M. Royer de Behr. - Ce n'était pas possible, je le reconnais. Je n'ai donc pu prendre connaissance du discours de l'honorable membre que par l'analyse assez succincte qui s'en trouve dans les journaux, Cette analyse suffit, d'ailleurs, pour démontrer que le discours de l'honorable membre est une affirmation nouvelle des principes du rapport. Je puis donc entrer dans la discussion sans crainte de m'égarer.
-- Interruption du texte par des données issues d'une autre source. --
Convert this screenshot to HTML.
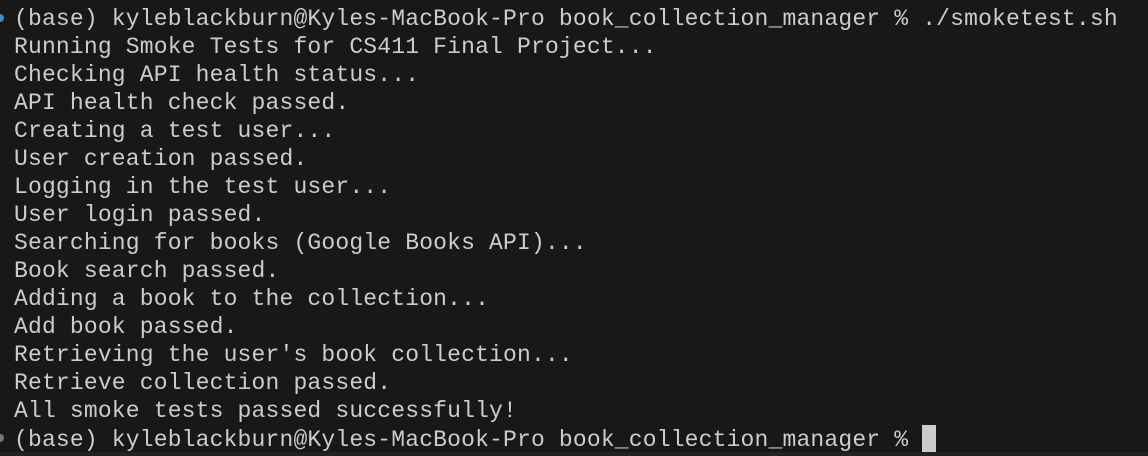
<!DOCTYPE html>
<html><head><meta charset="utf-8"><style>
html,body{margin:0;padding:0;}
body{width:1148px;height:456px;background:#181818;overflow:hidden;position:relative;}
pre{position:absolute;left:14px;top:5px;margin:0;font-family:"Liberation Mono",monospace;font-size:23px;letter-spacing:0.17px;line-height:28px;color:#cccccc;}
.cur{display:inline-block;width:14px;height:27px;background:#cccccc;vertical-align:-6px;}
.dot{position:absolute;left:-4px;width:8px;height:8px;border-radius:50%;}
.bot{position:absolute;left:0;right:0;top:452px;height:4px;background:#222;}
</style></head><body>
<div class="dot" style="top:14px;background:#3b8fd1"></div>
<div class="dot" style="top:434px;background:#777"></div>
<pre>(base) kyleblackburn@Kyles-MacBook-Pro book_collection_manager % ./smoketest.sh
Running Smoke Tests for CS411 Final Project...
Checking API health status...
API health check passed.
Creating a test user...
User creation passed.
Logging in the test user...
User login passed.
Searching for books (Google Books API)...
Book search passed.
Adding a book to the collection...
Add book passed.
Retrieving the user's book collection...
Retrieve collection passed.
All smoke tests passed successfully!
(base) kyleblackburn@Kyles-MacBook-Pro book_collection_manager % <span class="cur"></span></pre>
<div class="bot"></div>
</body></html>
« La donation entre-vifs est une suite naturelle du droit de propriété ; elle est, par conséquent, de droit naturel comme le droit de propriété lui-même ; la donation appartenant au droit naturel, la loi n'en peut défendre que les excès. »

Tels sont les principes enseignés par Troplong.

Il en résulte que c'est au gouvernement, auteur de la loi que nous discutons, qu'incombe le devoir de nous dire quels sont les excès ou les abus en matière de donations de bourses d'études et de fondations pour l'enseignement libre.

Où sont-ils ces abus ? Je les cherche vainement ; ainsi que l'honorable M. de Liedekerke, je consulte vainement les rapports des députations permanentes.

Oh ! je le sais, vous aurez peut-être fouillé dans le passé, bien loin dans le passé pour y trouver quelques abus ; mais, en supposant que vous les ayez découverts, suffisent-ils pour légitimer la loi ? Je ne le pense pas ; je crois qu'il n'existe pas d'abus réels. Je pourrais affirmer qu'il n'en existe pas depuis 1823.

Et, du reste, de ce qu'un abus se ferait présenté, faudrait-il pour cela modifier la loi ? Viendrez-vous, par exemple, nous demander des modifications à la loi sur les monts-de-piété, ou à la loi communale, parce qu'un (page 774) abus grave s'est produit dans la ville de Louvain ? Nous demanderez-vous de modifier la loi sur les prisons parce qu'un fait grave s'est produit dans les prisons d'Anvers ? On pourrait signaler une multitude d'abus semblables qui entraîneraient des modifications aux lois existantes, si pour un fait isolé la législation devait être radicalement changée

Cependant examinons à un autre point de vue. L'enseignement libre, favorisé par des bourses d'études, a-t-il abaissé le niveau intellectuel de la Belgique ?

Non certes ; par l'action successive de nos institutions et de nos lois, nous sommes parvenus à un degré assez élevé de lumière et de bien-être, pour considérer la loi comme inopportune et inutile. Arrêtons-nous un instant à cette idée. Quelle est la situation ?

Nous voyons les hommes les plus éminents du pays constater, lors des manifestations nationales de 1860, la grandeur intellectuelle en politique de la nation.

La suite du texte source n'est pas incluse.